As an article on the Deutsche Welle website noted, "It was a highly emotional moment in history," as the two delegations, led by de Gaulle and Adenauer, met on bitterly cold, dark winter day. After some brief remarks, the two leaders signed the treaty, embraced and de Gaulle kissed Adenauer's cheeks. At a press conference later, Adenauer said in French, "Without this treaty, there would be no European unity."
And a week after that, the French foreign minister, formally delivered the veto on the British application.
In an article on the website of the American Institute for Contemporary German Studies, Privitera described the treaty as marking the end of the first phase of Franco-German reconciliation and "was far from a turning point in the relationship of the two nations."

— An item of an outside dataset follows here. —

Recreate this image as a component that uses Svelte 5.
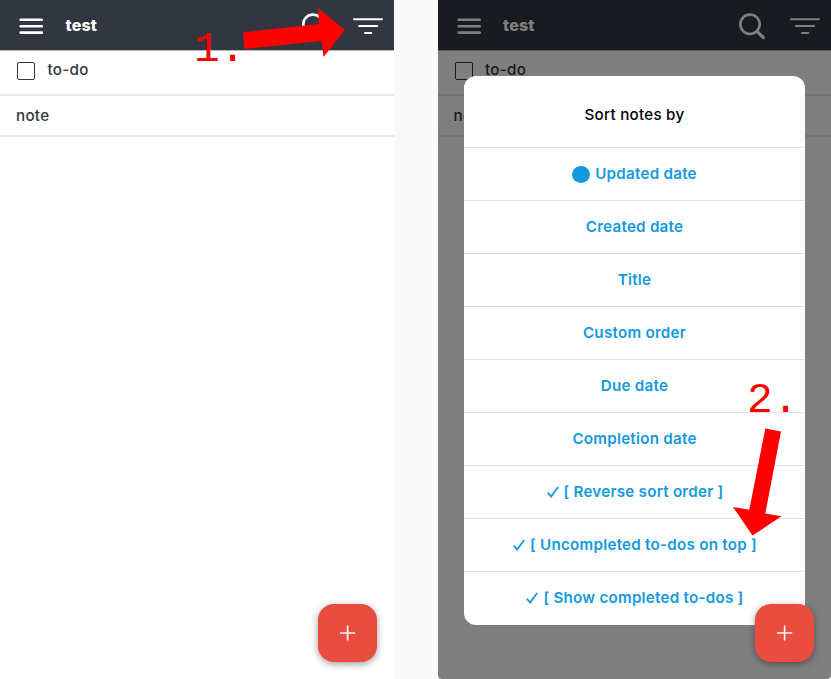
<script>
  const options = [
    { label: 'Updated date', selected: true },
    { label: 'Created date' },
    { label: 'Title' },
    { label: 'Custom order' },
    { label: 'Due date' },
    { label: 'Completion date' },
    { label: '[ Reverse sort order ]', checked: true },
    { label: '[ Uncompleted to-dos on top ]', checked: true },
    { label: '[ Show completed to-dos ]', checked: true }
  ];
</script>

{#snippet screen()}
  <header>
    <svg class="menu" width="24" height="17" viewBox="0 0 24 17">
      <path d="M1.7 1.8H22.9M1.7 8.2H22.9M1.7 14.6H22.9" stroke="#fff" stroke-width="2.6" stroke-linecap="round" />
    </svg>
    <h1>test</h1>
    <svg class="search" width="26" height="27" viewBox="0 0 26 27" fill="none" stroke="#fff">
      <circle cx="11" cy="11.3" r="9.7" stroke-width="2.6" />
      <path d="M18 18.3L24.2 24.5" stroke-width="3.2" stroke-linecap="round" />
    </svg>
    <svg class="filter" width="30" height="18" viewBox="0 0 30 18">
      <path d="M1 2.3H29M6 9.1H24.2M12 16.1H18.3" stroke="#fff" stroke-width="2" stroke-linecap="round" />
    </svg>
  </header>
  <div class="note todo"><span class="box"></span><span>to-do</span></div>
  <div class="note"><span>note</span></div>
{/snippet}

{#snippet fab()}
  <button class="fab" aria-label="Add">
    <svg width="16" height="16" viewBox="0 0 16 16"><path d="M7.6 .4V15.6M0 8H15.2" stroke="#fff" stroke-width="1.6" /></svg>
  </button>
{/snippet}

<main>
  <section class="phone">
    {@render screen()}
    {@render fab()}
  </section>
  <section class="phone second">
    {@render screen()}
    <div class="overlay">
      <div class="dialog">
        <h2>Sort notes by</h2>
        {#each options as option}
          <div class="option">
            {#if option.selected}<i class="dot"></i>{/if}
            {#if option.checked}
              <svg class="check" width="12" height="12" viewBox="0 0 12 12" fill="none"><path d="M.8 6.7L4.1 10.6L11.2 1" stroke="currentColor" stroke-width="1.8" /></svg>
            {/if}
            <span>{option.label}</span>
          </div>
        {/each}
      </div>
    </div>
    {@render fab()}
  </section>

  <svg class="arrows" width="831" height="679" viewBox="0 0 831 679" fill="#f00">
    <path d="M243 32.3L319 24L318 8L345 30L323.5 57L321.5 41L244.5 49Z" />
    <path d="M765.3 428.5L781 431.5L765.3 513.5L781.5 516.3L752.5 535.5L733 507L749.3 509.7Z" />
  </svg>
  <span class="step one">1.</span>
  <span class="step two">2.</span>
</main>

<style>
  main {
    position: relative;
    display: flex;
    justify-content: space-between;
    width: 831px;
    height: 679px;
    overflow: hidden;
    background: #fafafa;
    font-family: Inter, "Liberation Sans", sans-serif;
  }
  .phone {
    position: relative;
    width: 394px;
    height: 679px;
    background: #fff;
    overflow: hidden;
  }
  .second {
    width: 393.5px;
    border-radius: 0 0 4px 4px;
  }
  header {
    display: flex;
    align-items: center;
    height: 50px;
    padding: 0 11px 0 19px;
    box-sizing: border-box;
    background: #313640;
    box-shadow: 0 1px 0 #b8babd;
  }
  .menu { margin-top: 2px; }
  h1 {
    flex: 1;
    margin: 0 0 0 22.5px;
    color: #fff;
    font-size: 16px;
    line-height: 20px;
    font-weight: 800;
    letter-spacing: .2px;
  }
  .search { margin: 2px 25px 0 0; }
  .filter { margin-top: 2px; }
  .note {
    display: flex;
    align-items: center;
    box-sizing: border-box;
    height: 41px;
    padding: 0 16px;
    border-bottom: 2px solid #e8e8e8;
    color: #32373f;
    font-size: 15.2px;
    line-height: 20px;
    font-weight: 550;
    letter-spacing: .28px;
  }
  .todo {
    height: 46px;
    align-items: flex-start;
    padding-top: 10px;
    gap: 12.5px;
  }
  .box {
    box-sizing: border-box;
    width: 18px;
    height: 18px;
    margin: 2px 0 0 1px;
    border: 1.5px solid #32373f;
    border-radius: 2px;
  }
  .overlay {
    position: absolute;
    inset: 0;
    background: rgba(0, 0, 0, .5);
  }
  .dialog {
    width: 341px;
    height: 549px;
    margin: 76px 0 0 26.5px;
    border-radius: 12px;
    background: #fff;
    overflow: hidden;
  }
  h2 {
    margin: 0;
    height: 71px;
    padding-top: 7px;
    box-sizing: border-box;
    color: #000;
    font-size: 15.2px;
    line-height: 64px;
    font-weight: 550;
    letter-spacing: .25px;
    text-align: center;
  }
  .option {
    display: flex;
    align-items: center;
    justify-content: center;
    box-sizing: border-box;
    height: 53px;
    border-top: 1px solid #e1e2e3;
    color: #1499e0;
    font-size: 15.2px;
    line-height: 20px;
    font-weight: 600;
    letter-spacing: .24px;
    white-space: nowrap;
  }
  .dot {
    width: 18px;
    height: 17px;
    margin: 1px 5px 0 0;
    border-radius: 50%;
    background: #1499e0;
  }
  .check { margin: 0 5px 0 1px; }
  .fab {
    position: absolute;
    right: 17px;
    bottom: 17px;
    display: grid;
    place-items: center;
    width: 59px;
    height: 58px;
    padding: 0;
    border: 0;
    border-radius: 16px;
    background: #e94d3f;
    box-shadow: 0 2px 7px rgba(0, 0, 0, .4);
  }
  .second .fab { right: 16.8px; }
  .arrows { position: absolute; inset: 0; }
  .step {
    position: absolute;
    color: #f00;
    font: 43px/44px "Liberation Mono", monospace;
  }
  .one { left: 194px; top: 28px; }
  .two { left: 747px; top: 379px; }
</style>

Indeed, in West Germany in 1963, factions inside Adenauer's government were wary of a complete embrace of de Gaulle and angered at his rejection of Britain. The German parliament ratified the treaty only after asserting that NATO remained the country's paramount alliance.
Fifty years ago Germany willingly acceding to France playing the dominant diplomatic role in Europe. Now it is Germany that is the dominant power, economically and politically, and a succession of French leaders have tried to figure out how best to play the role of junior partner.
As my European Affairs colleague and historian Garret Martin pointed out in a recent conversation, Britain eventually did enter the European Community but only after its rules and ways of doing business were set.
And some economic and cultural forces remain impervious to diplomatic and political developments. One article of the Elyseè Treaty focused on encouraging French and German youth to learn each other's languages. A Eurostat survey for 2010, showed a third of German students studied French, barely a quarter of French students studied German and more than 90 percent of both learned English.